Voting continued deep into the night at the Kwame Nkrumah University of Science and Technology in one of the most “electrifying” congresses by the Convention People's Party (CPP) to elect national officers and a flag bearer to lead the party into the 2008 general election.
It was a big event, widely acclaimed by political observers as the grandest congregation of the CPP family since the return of constitutional rule in 1992.
And the calibre of men who presented themselves for the flagbearership race and other offices, as well as the atmosphere created in the Great Hall of the university, gave meaning to the delegates' claim that the “sleeping political giant” which formed the first government in post-colonial Ghana, under Osagyefo Dr Kwame Nkrumah, had, indeed, been awakened.
Addressing delegates ahead of the day's business, the incumbent National Chairman of the CPP, Dr Edmund Delle, who stood for re-election, sent a clear message that the party was poised to assume the reins of government in 2009, after re-igniting the traditional fighting spirit that had deserted it for some time now.
Watching the huge assembly of enthusiastic delegates at the Great Hall and the thousands of party supporters who travelled from across the length and breadth of the country to witness the occasion, Dr Delle shed tears of joy and said, “I salute all of you in the name of the Great Osagyefo of blessed memory.”
“The CPP is a party worth dying for and you must all strengthen the unity and capacity shown here in our forward march to victory in 2008,” he added.
Indeed, all the other parties which sent goodwill messages indicated that the CPP had put its better foot forward towards the 2008 general election, in fulfilment of its congress theme , “CPP on the move”.
The Ashanti Regional Chairman of the New Patriotic Party (NPP), Mr Robert Amankwaa, said, “You are charting a new course, to the admiration of the NPP,” but added rather sarcastically, “I think you have to put your weight behind the NPP in the next elections,” a statement which attracted boos and shouts of “No, no” from the delegates.
The General Secretary of the National Democratic Congress (NDC), Mr Johnson Asiedu-Nketia, who delivered the party's solidarity message, said, “A strong CPP is good for our democracy because there will be sufficient alternative ruling parties to check any bad activities of the incumbent government.”
The Ashanti Regional chairman of the People's National Convention (PNC), Mr Thomas Akum-Yong, also had this to say, “We are all in the same Nkrumah family and I think we must congratulate you on the huge congress, which has shown that you are on the right path and back to life.”
Dr Delle, whose speech was met with intermittent applause by the delegates, was very particular about party loyalty, which he described as very crucial in maintaining party focus.
He, therefore, told the delegates, “In choosing your leader, you should think of loyalty to the party.”
“Anyone whose loyalty is questionable cannot be said to be a true member of this great party,” he said.
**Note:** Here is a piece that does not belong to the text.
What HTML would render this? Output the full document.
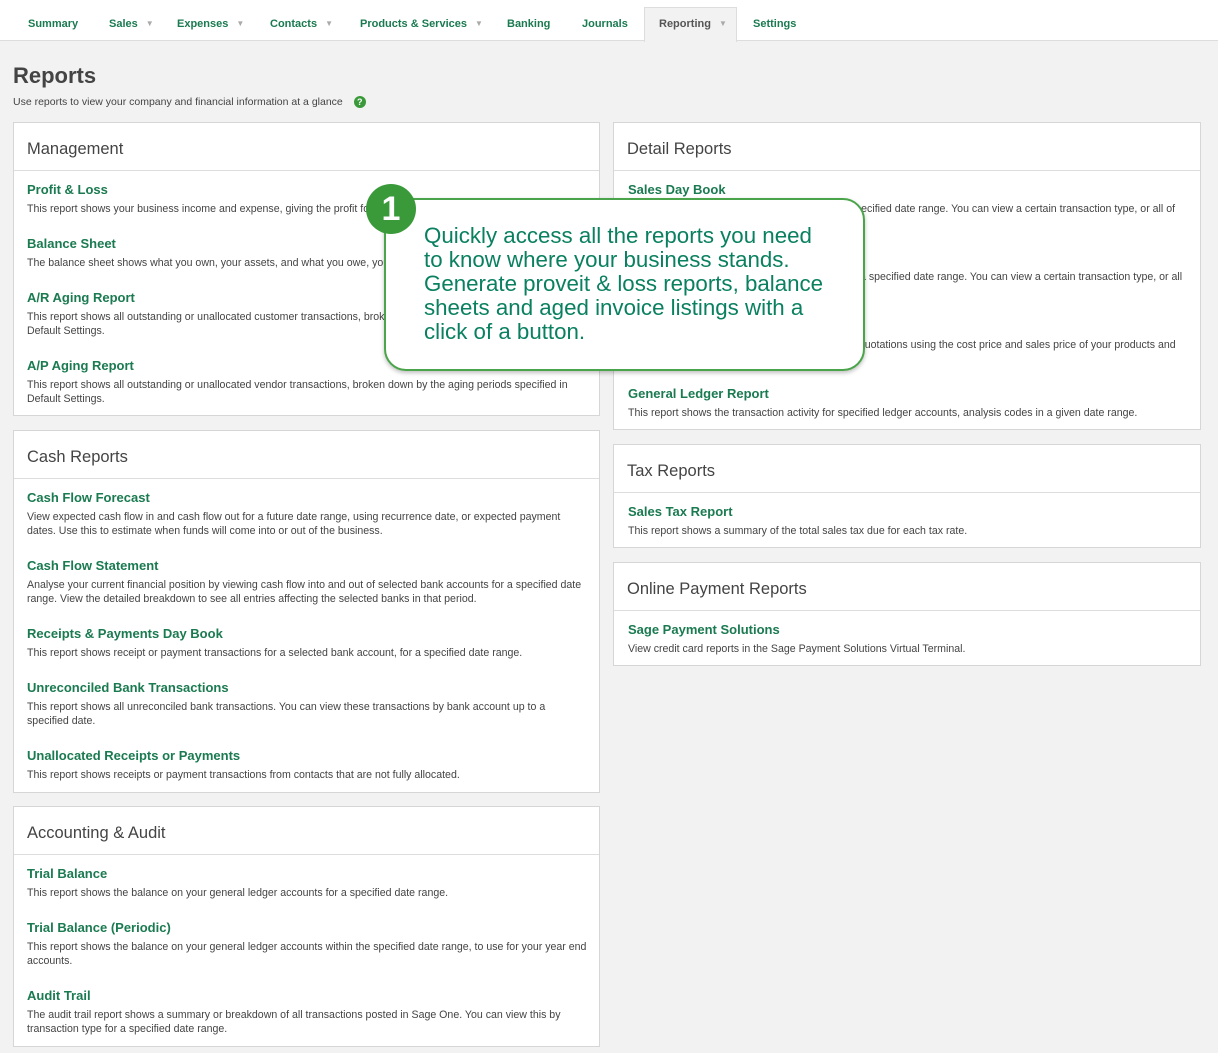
<!DOCTYPE html>
<html><head><style>
*{margin:0;padding:0;box-sizing:border-box}
body{width:1218px;height:1053px;background:#f2f2f2;font-family:"Liberation Sans",Arial,sans-serif;position:relative;overflow:hidden}
.nav{position:absolute;left:0;top:0;width:1218px;height:41px;background:#fff;border-bottom:1px solid #ddd}
.nav span{position:absolute;top:18px;font-size:11px;font-weight:bold;color:#1a7a50}
.nav i{font-style:normal;color:#aaa;font-size:8px;margin-left:8px;vertical-align:1px}
.tab{position:absolute;left:644px;top:7px;width:93px;height:35px;background:#f2f2f2;border:1px solid #ddd;border-bottom:none}
h1{position:absolute;left:13px;top:63px;font-size:22px;color:#444;font-weight:bold}
.sub{position:absolute;left:13px;top:96px;font-size:10.5px;color:#444}
.q{display:inline-block;width:12px;height:12px;border-radius:50%;background:#3a9a3a;color:#fff;font-size:9px;text-align:center;line-height:12px;font-weight:bold;margin-left:8px}
.p{position:absolute;background:#fff;border:1px solid #d6d6d6}
.p .h{height:48px;border-bottom:1px solid #ddd;padding:17px 0 0 13px;font-size:16.5px;color:#444}
.it{position:absolute;left:13px;right:12px;margin-top:1px}
.it b{display:block;font-size:13px;color:#1a7a50;margin-bottom:5px}
.it p{font-size:10.6px;color:#444;line-height:14px}
.call{position:absolute;left:384px;top:198px;width:481px;height:173px;background:#fff;border:2px solid #4aa54a;border-radius:22px;box-shadow:0 2px 4px rgba(0,0,0,.25)}
.call div{position:absolute;left:38px;top:24px;font-size:22.3px;line-height:24px;color:#0a8060}
.num{position:absolute;left:366px;top:184px;width:50px;height:50px;border-radius:50%;background:#3a9a3a;color:#fff;font-size:34px;font-weight:bold;text-align:center;line-height:50px}
</style></head><body>
<div class="nav">
<div class="tab"></div>
<span style="left:28px">Summary</span>
<span style="left:109px">Sales<i>▼</i></span>
<span style="left:177px">Expenses<i>▼</i></span>
<span style="left:270px">Contacts<i>▼</i></span>
<span style="left:360px">Products &amp; Services<i>▼</i></span>
<span style="left:507px">Banking</span>
<span style="left:582px">Journals</span>
<span style="left:659px;color:#555">Reporting<i>▼</i></span>
<span style="left:753px">Settings</span>
</div>
<h1>Reports</h1>
<div class="sub">Use reports to view your company and financial information at a glance <span class="q">?</span></div>

<div class="p" style="left:13px;top:122px;width:587px;height:294px"><div class="h">Management</div>
<div class="it" style="top:58px"><b>Profit &amp; Loss</b><p>This report shows your business income and expense, giving the profit for a specified date range.</p></div>
<div class="it" style="top:112px"><b>Balance Sheet</b><p>The balance sheet shows what you own, your assets, and what you owe, your liabilities.</p></div>
<div class="it" style="top:166px"><b>A/R Aging Report</b><p>This report shows all outstanding or unallocated customer transactions, broken down by the aging periods specified in Default Settings.</p></div>
<div class="it" style="top:234px"><b>A/P Aging Report</b><p>This report shows all outstanding or unallocated vendor transactions, broken down by the aging periods specified in Default Settings.</p></div>
</div>

<div class="p" style="left:13px;top:430px;width:587px;height:363px"><div class="h">Cash Reports</div>
<div class="it" style="top:58px"><b>Cash Flow Forecast</b><p>View expected cash flow in and cash flow out for a future date range, using recurrence date, or expected payment dates. Use this to estimate when funds will come into or out of the business.</p></div>
<div class="it" style="top:126px"><b>Cash Flow Statement</b><p>Analyse your current financial position by viewing cash flow into and out of selected bank accounts for a specified date range. View the detailed breakdown to see all entries affecting the selected banks in that period.</p></div>
<div class="it" style="top:194px"><b>Receipts &amp; Payments Day Book</b><p>This report shows receipt or payment transactions for a selected bank account, for a specified date range.</p></div>
<div class="it" style="top:248px"><b>Unreconciled Bank Transactions</b><p>This report shows all unreconciled bank transactions. You can view these transactions by bank account up to a specified date.</p></div>
<div class="it" style="top:316px"><b>Unallocated Receipts or Payments</b><p>This report shows receipts or payment transactions from contacts that are not fully allocated.</p></div>
</div>

<div class="p" style="left:13px;top:806px;width:587px;height:241px"><div class="h">Accounting &amp; Audit</div>
<div class="it" style="top:58px"><b>Trial Balance</b><p>This report shows the balance on your general ledger accounts for a specified date range.</p></div>
<div class="it" style="top:112px"><b>Trial Balance (Periodic)</b><p>This report shows the balance on your general ledger accounts within the specified date range, to use for your year end accounts.</p></div>
<div class="it" style="top:180px"><b>Audit Trail</b><p>The audit trail report shows a summary or breakdown of all transactions posted in Sage One. You can view this by transaction type for a specified date range.</p></div>
</div>

<div class="p" style="left:613px;top:122px;width:588px;height:308px"><div class="h">Detail Reports</div>
<div class="it" style="top:58px;left:14px"><b>Sales Day Book</b><p>This report shows your sales transactions for a specified date range. You can view a certain transaction type, or all of your sales transactions.</p></div>
<div class="it" style="top:126px;left:14px"><b>Purchase Day Book</b><p>This report shows your purchase transactions for a specified date range. You can view a certain transaction type, or all of your purchase transactions.</p></div>
<div class="it" style="top:194px;left:14px"><b>Product Profit</b><p>This report shows the profit on your invoices and quotations using the cost price and sales price of your products and services.</p></div>
<div class="it" style="top:262px;left:14px"><b>General Ledger Report</b><p>This report shows the transaction activity for specified ledger accounts, analysis codes in a given date range.</p></div>
</div>

<div class="p" style="left:613px;top:444px;width:588px;height:104px"><div class="h">Tax Reports</div>
<div class="it" style="top:58px;left:14px"><b>Sales Tax Report</b><p>This report shows a summary of the total sales tax due for each tax rate.</p></div>
</div>

<div class="p" style="left:613px;top:562px;width:588px;height:104px"><div class="h">Online Payment Reports</div>
<div class="it" style="top:58px;left:14px"><b>Sage Payment Solutions</b><p>View credit card reports in the Sage Payment Solutions Virtual Terminal.</p></div>
</div>

<div class="call"><div>Quickly access all the reports you need<br>to know where your business stands.<br>Generate proveit &amp; loss reports, balance<br>sheets and aged invoice listings with a<br>click of a button.</div></div>
<div class="num">1</div>
</body></html>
He commended all the aspirants for showing maturity in their campaign and expressed the hope that whoever would be elected the flag bearer would have the support of the others.
On the flip side, the six candidates were doing their own thing to bring life into the congress just before the programme kicked off at 12 noon.
The candidates who stole the show before the congress took off were Mr George Oposika Aggudey, Dr Paa Kwesi Nduom and Prof Agyeman Badu Akosa.
Dr Nduom arrived on the campus in the biggest convoy, led by several motorbikes. Mr Aggudey, with a clenched fist, also stood in a open top Land Cruiser, accompanied by a number of vehicles, as he waved to the cheering crowd.
Prof Akosa was also followed by scores of his fans, some of whom drummed and danced as the renowned pathologist shook hands with people.
Even though the arrival of Dr Kwaku Osafo, Mr Bright Akwetey and Dr Patrick William Asante Akuffo could not be said to match the enthusiasm that surrounded that of the others, they also went their own way to spice up the event.
When Mr Kwesi Pratt Jnr, who was the master of ceremonies for the day, introduced the aspirants one after another, the Great Hall shook to its very foundations with chanting and shouting.
In separate interviews before the voting started, all the aspirants were confident of winning the ticket to become the flag bearer of the party.
Prof Akosa said from his own assessment, victory was in sight, but cautioned that in politics anything could happen in matters of elections.
Dr Nduom said no matter the negative campaigning against him by Mr Akwetey, God had ordained him to win the day.
For his part, Mr Akwetey said his chances were as bright as his name and that no one could pose a threat to his ambition to lead the party.
Dr Osafo, Mr Aggudey and Dr Akuffo also claimed that their interactions with the delegates showed that they would win.
A giant close circuit television was placed at the main entrance to the Great Hall for the many others who did not have the opportunity to enter the hall to see proceedings going on there.
A delegation from President Robert Mugabe's ZANU PF party was also in attendance, as well as a delegation from the UK and Ireland Branch of the CPP.